## [DIRECTIONS]
Exclude any images and output the remaining records exactly.

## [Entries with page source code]

[start]

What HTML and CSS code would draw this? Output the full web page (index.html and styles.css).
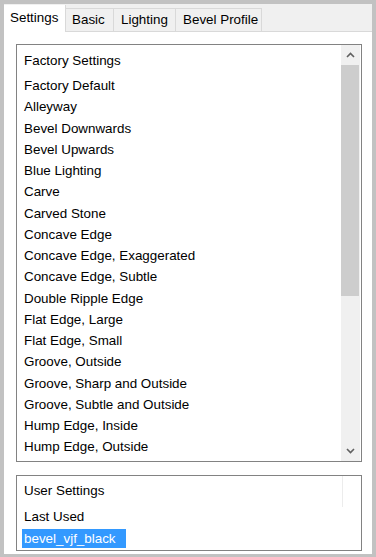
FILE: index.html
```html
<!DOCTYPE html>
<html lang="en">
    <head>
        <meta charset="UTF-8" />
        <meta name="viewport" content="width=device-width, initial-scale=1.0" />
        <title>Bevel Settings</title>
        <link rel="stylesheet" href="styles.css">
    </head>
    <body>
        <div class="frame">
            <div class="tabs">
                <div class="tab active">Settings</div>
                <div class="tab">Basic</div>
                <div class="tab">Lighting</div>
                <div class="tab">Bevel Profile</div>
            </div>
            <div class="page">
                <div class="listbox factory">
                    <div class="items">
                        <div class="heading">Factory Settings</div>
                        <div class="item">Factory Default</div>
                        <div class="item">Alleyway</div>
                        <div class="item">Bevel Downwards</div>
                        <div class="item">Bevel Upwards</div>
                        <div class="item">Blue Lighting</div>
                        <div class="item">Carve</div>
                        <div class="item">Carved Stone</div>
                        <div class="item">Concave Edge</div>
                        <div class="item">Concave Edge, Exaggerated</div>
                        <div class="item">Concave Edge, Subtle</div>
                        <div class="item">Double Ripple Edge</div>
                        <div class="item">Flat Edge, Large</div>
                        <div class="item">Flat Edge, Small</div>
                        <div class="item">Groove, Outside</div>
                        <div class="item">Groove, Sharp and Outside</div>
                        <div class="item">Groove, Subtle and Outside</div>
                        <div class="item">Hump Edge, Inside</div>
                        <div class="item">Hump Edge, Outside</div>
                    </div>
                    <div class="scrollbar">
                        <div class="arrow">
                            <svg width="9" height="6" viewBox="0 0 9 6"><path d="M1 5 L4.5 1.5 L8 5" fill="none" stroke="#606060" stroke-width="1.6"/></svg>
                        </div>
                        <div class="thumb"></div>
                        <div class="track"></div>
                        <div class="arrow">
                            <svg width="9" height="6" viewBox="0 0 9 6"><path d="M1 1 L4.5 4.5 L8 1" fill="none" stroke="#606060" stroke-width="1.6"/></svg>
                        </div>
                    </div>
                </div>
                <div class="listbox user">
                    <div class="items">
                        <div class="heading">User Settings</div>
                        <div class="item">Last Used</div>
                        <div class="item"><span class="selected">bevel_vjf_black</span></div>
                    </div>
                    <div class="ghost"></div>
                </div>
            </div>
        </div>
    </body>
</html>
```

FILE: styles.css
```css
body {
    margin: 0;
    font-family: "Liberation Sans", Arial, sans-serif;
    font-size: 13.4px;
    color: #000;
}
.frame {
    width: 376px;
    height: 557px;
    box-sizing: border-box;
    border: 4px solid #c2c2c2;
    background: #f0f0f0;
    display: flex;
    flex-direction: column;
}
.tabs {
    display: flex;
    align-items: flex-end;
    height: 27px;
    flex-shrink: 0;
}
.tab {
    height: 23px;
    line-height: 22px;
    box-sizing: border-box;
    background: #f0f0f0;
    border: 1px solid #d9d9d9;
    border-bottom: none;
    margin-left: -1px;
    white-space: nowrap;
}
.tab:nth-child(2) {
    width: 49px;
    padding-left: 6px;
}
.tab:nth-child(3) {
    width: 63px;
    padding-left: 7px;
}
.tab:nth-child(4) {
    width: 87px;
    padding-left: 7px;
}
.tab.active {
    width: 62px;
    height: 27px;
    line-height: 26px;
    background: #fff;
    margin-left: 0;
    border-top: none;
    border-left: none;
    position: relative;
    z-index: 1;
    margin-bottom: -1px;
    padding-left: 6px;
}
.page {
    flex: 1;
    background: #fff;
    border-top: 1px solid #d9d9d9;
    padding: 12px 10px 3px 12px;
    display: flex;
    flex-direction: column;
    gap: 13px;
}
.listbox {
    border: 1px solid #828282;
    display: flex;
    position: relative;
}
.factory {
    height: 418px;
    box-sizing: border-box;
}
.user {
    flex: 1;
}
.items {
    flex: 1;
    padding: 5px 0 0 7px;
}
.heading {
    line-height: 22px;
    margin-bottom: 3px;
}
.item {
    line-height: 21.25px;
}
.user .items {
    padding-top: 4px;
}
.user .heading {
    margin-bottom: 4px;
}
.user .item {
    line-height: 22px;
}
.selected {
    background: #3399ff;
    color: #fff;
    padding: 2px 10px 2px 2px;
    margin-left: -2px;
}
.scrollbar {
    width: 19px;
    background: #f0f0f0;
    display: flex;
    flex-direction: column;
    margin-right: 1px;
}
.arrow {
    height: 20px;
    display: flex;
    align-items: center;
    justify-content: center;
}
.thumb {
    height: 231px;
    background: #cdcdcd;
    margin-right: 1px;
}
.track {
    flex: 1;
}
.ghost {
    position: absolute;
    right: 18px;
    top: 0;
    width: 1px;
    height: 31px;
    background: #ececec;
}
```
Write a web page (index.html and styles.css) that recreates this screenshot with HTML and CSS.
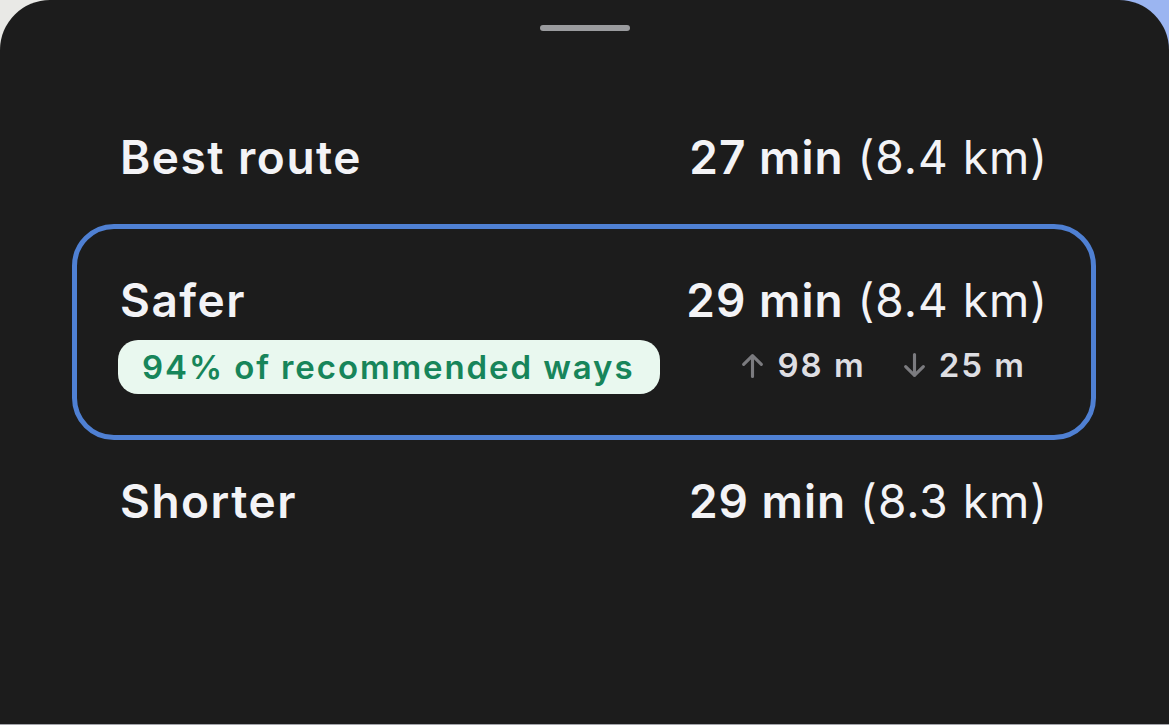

[end]

## [SOLUTION FOR THIS EXERCISE]
What HTML and CSS code would draw this? Output the full web page (index.html and styles.css).
FILE: index.html
```html
<!DOCTYPE html>
<html lang="en">
    <head>
        <meta charset="UTF-8" />
        <meta name="viewport" content="width=device-width, initial-scale=1.0" />
        <title>Bevel Settings</title>
        <link rel="stylesheet" href="styles.css">
    </head>
    <body>
        <div class="frame">
            <div class="tabs">
                <div class="tab active">Settings</div>
                <div class="tab">Basic</div>
                <div class="tab">Lighting</div>
                <div class="tab">Bevel Profile</div>
            </div>
            <div class="page">
                <div class="listbox factory">
                    <div class="items">
                        <div class="heading">Factory Settings</div>
                        <div class="item">Factory Default</div>
                        <div class="item">Alleyway</div>
                        <div class="item">Bevel Downwards</div>
                        <div class="item">Bevel Upwards</div>
                        <div class="item">Blue Lighting</div>
                        <div class="item">Carve</div>
                        <div class="item">Carved Stone</div>
                        <div class="item">Concave Edge</div>
                        <div class="item">Concave Edge, Exaggerated</div>
                        <div class="item">Concave Edge, Subtle</div>
                        <div class="item">Double Ripple Edge</div>
                        <div class="item">Flat Edge, Large</div>
                        <div class="item">Flat Edge, Small</div>
                        <div class="item">Groove, Outside</div>
                        <div class="item">Groove, Sharp and Outside</div>
                        <div class="item">Groove, Subtle and Outside</div>
                        <div class="item">Hump Edge, Inside</div>
                        <div class="item">Hump Edge, Outside</div>
                    </div>
                    <div class="scrollbar">
                        <div class="arrow">
                            <svg width="9" height="6" viewBox="0 0 9 6"><path d="M1 5 L4.5 1.5 L8 5" fill="none" stroke="#606060" stroke-width="1.6"/></svg>
                        </div>
                        <div class="thumb"></div>
                        <div class="track"></div>
                        <div class="arrow">
                            <svg width="9" height="6" viewBox="0 0 9 6"><path d="M1 1 L4.5 4.5 L8 1" fill="none" stroke="#606060" stroke-width="1.6"/></svg>
                        </div>
                    </div>
                </div>
                <div class="listbox user">
                    <div class="items">
                        <div class="heading">User Settings</div>
                        <div class="item">Last Used</div>
                        <div class="item"><span class="selected">bevel_vjf_black</span></div>
                    </div>
                    <div class="ghost"></div>
                </div>
            </div>
        </div>
    </body>
</html>
```

FILE: styles.css
```css
body {
    margin: 0;
    font-family: "Liberation Sans", Arial, sans-serif;
    font-size: 13.4px;
    color: #000;
}
.frame {
    width: 376px;
    height: 557px;
    box-sizing: border-box;
    border: 4px solid #c2c2c2;
    background: #f0f0f0;
    display: flex;
    flex-direction: column;
}
.tabs {
    display: flex;
    align-items: flex-end;
    height: 27px;
    flex-shrink: 0;
}
.tab {
    height: 23px;
    line-height: 22px;
    box-sizing: border-box;
    background: #f0f0f0;
    border: 1px solid #d9d9d9;
    border-bottom: none;
    margin-left: -1px;
    white-space: nowrap;
}
.tab:nth-child(2) {
    width: 49px;
    padding-left: 6px;
}
.tab:nth-child(3) {
    width: 63px;
    padding-left: 7px;
}
.tab:nth-child(4) {
    width: 87px;
    padding-left: 7px;
}
.tab.active {
    width: 62px;
    height: 27px;
    line-height: 26px;
    background: #fff;
    margin-left: 0;
    border-top: none;
    border-left: none;
    position: relative;
    z-index: 1;
    margin-bottom: -1px;
    padding-left: 6px;
}
.page {
    flex: 1;
    background: #fff;
    border-top: 1px solid #d9d9d9;
    padding: 12px 10px 3px 12px;
    display: flex;
    flex-direction: column;
    gap: 13px;
}
.listbox {
    border: 1px solid #828282;
    display: flex;
    position: relative;
}
.factory {
    height: 418px;
    box-sizing: border-box;
}
.user {
    flex: 1;
}
.items {
    flex: 1;
    padding: 5px 0 0 7px;
}
.heading {
    line-height: 22px;
    margin-bottom: 3px;
}
.item {
    line-height: 21.25px;
}
.user .items {
    padding-top: 4px;
}
.user .heading {
    margin-bottom: 4px;
}
.user .item {
    line-height: 22px;
}
.selected {
    background: #3399ff;
    color: #fff;
    padding: 2px 10px 2px 2px;
    margin-left: -2px;
}
.scrollbar {
    width: 19px;
    background: #f0f0f0;
    display: flex;
    flex-direction: column;
    margin-right: 1px;
}
.arrow {
    height: 20px;
    display: flex;
    align-items: center;
    justify-content: center;
}
.thumb {
    height: 231px;
    background: #cdcdcd;
    margin-right: 1px;
}
.track {
    flex: 1;
}
.ghost {
    position: absolute;
    right: 18px;
    top: 0;
    width: 1px;
    height: 31px;
    background: #ececec;
}
```
Write a web page (index.html and styles.css) that recreates this screenshot with HTML and CSS.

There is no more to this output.